I Prodotti Trentini, tra il dire ed il fare.

Da Michele Dallapiccola

In un suo recente conchiuso, la Giunta provinciale ha raccomandato ai trentini di aumentare il consumo dei prodotti agroalimentari locali, a filiera corta, km zero, provinciali, di territorio, di valle, di vicinato. Ho apprezzato questa considerazione come ho trovato positivo che si sia rimarcato che non è possibile obbligare nessuno a fare questa cosa. 

Tuttavia mi ha stupito che dopo un anno di lavoro tutto quello che sia riuscita a partorire questa giunta sia stata una semplice e finanche banale raccomandazione ad utilizzare prodotti trentini. Anche se si tratta di parole assolutamente condivisibili vorrei spiegare alcune mie perplessità al riguardo anche a rischio di apparire eccessivamente severo. 

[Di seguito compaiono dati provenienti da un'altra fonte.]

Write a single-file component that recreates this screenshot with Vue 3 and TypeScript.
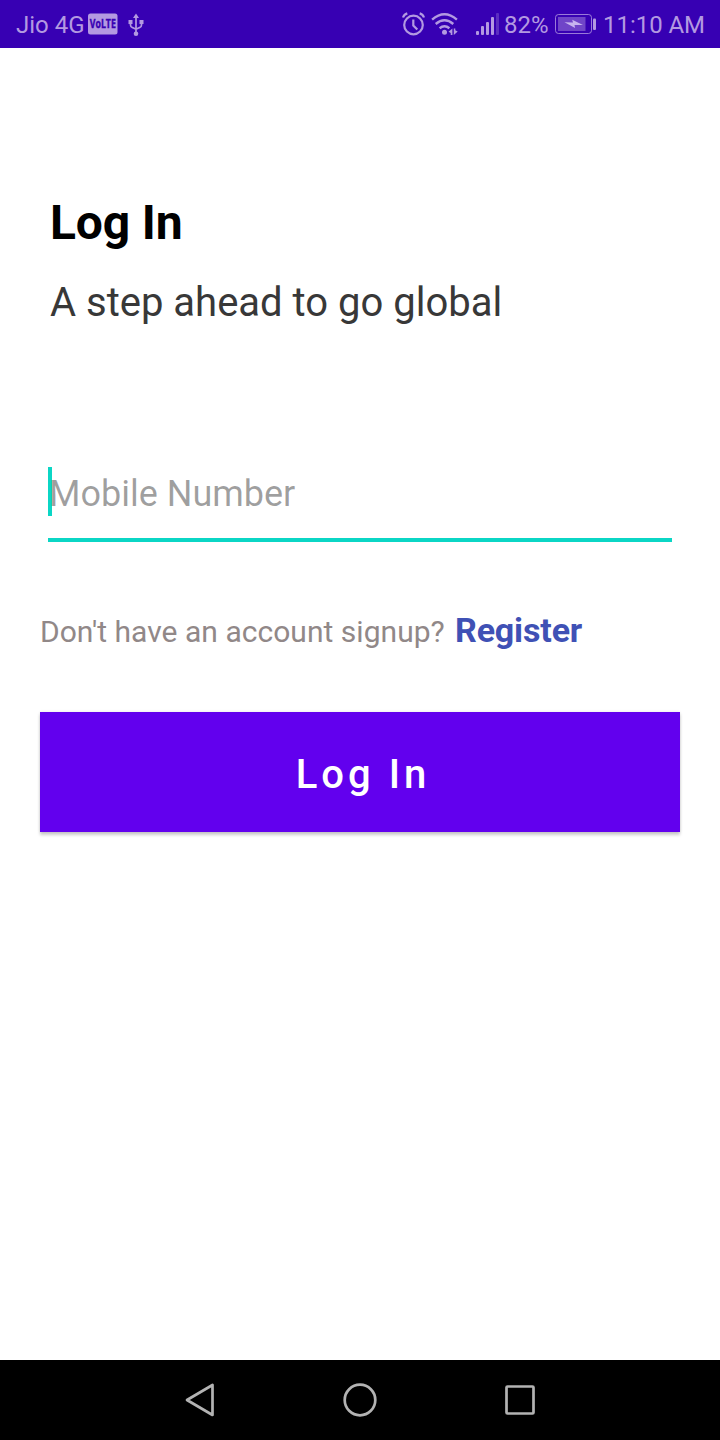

A ben vedere, le proposte attuative per ora solo ventilate, hanno infatti il sapore di un semplice copia incolla mutuato da precedenti provvedimenti. Già ora – e da anni – tutte le manifestazioni gestite dalle pro loco attraverso un meccanismo a punti ricevono i contributi in funzione degli utilizzi dei prodotti locali e già con una legge del 2009 – partita da un ddl del sottoscritto – si era prevista la prevalenza di l’utilizzo dei prodotti locali nella ristorazione collettiva trentina. E il tavolo di ascolto con i privati?  lo hanno liso i gomiti appoggiati dei nostri operatori del turismo da tanto si sono fermati negli anni a parlare di questioni che oggi dunque sono diventate arcinote. Ripeteranno  che si tratta di un atteggiamento culturale, che deve essere sposato dalla collettività e non solo dalle imprese e che non è legalmente possibile impegnare un privato – io dico giustamente – in azioni di questo tipo. Da sempre, tra l’altro, gli albergatori denunciano che non esiste un sistema di distribuzione dei prodotti locali articolato e strutturato off e men che meno on-line Chi è propenso a questa filosofia si trova dunque a dovere investire moltissimo tempo per riuscire ad acquisire prodotto Trentino per il proprio locale.

Sopra tutto questo infine si staglia la madre di tutti i problemi, la scarsa disponibilità di prodotto locale: la carne che produce il Trentino, è consumata dai trentini nell’arco di poche settimane. La giunta inoltre, insiste che si debba puntare sui prodotti di malga: ottimo! Ottima immagine peccato che latte prodotto in malga corrisponda alla quantità di latte che lavora latte Trento i primi due giorni dell’anno, per non parlare di ortaggi o di altro. Secondo me insomma comprare e consumare trentino deve corrispondere ad un life style sereno e non autarchico, appartenente ad una provincia che per cultura vuole e sa aprirsi al mondo, per il commercio delle sue mele e del suo vino ma soprattutto per i suoi ospiti e dunque per il suo sistema turistico. Ecco perché è un errore aver appoggiato la competenza del marchio e della sua promozione esclusivamente al sistema agricolo. Il sistema che esiste è uno solo ed è il Trentino non solo delle mele della val di Non o dei crauti della val di Gresta ma anche di porfido, legno, ambiente artigianato solo per citare degli esempi; tutto può sapere di locale specie se varca i nostri confini portando con se tutti gli altri prodotti trentini lontano in sinergia ed apertura ai mercati globali.

In sintesi sono questi i motivi per i quali può esser bene affidarsi agli slogan ma solo se si superano banalità di affermazioni di principio assolutamente genericiste e condivisibili da chiunque senza un minimo di contestualizzazione tecnico logistica come quelle che si sono sentite dalla giunta in questi giorni. 

I nostri imprenditori hanno bisogno di azioni concrete, gli slogan ed i meme lasciamoli ai social.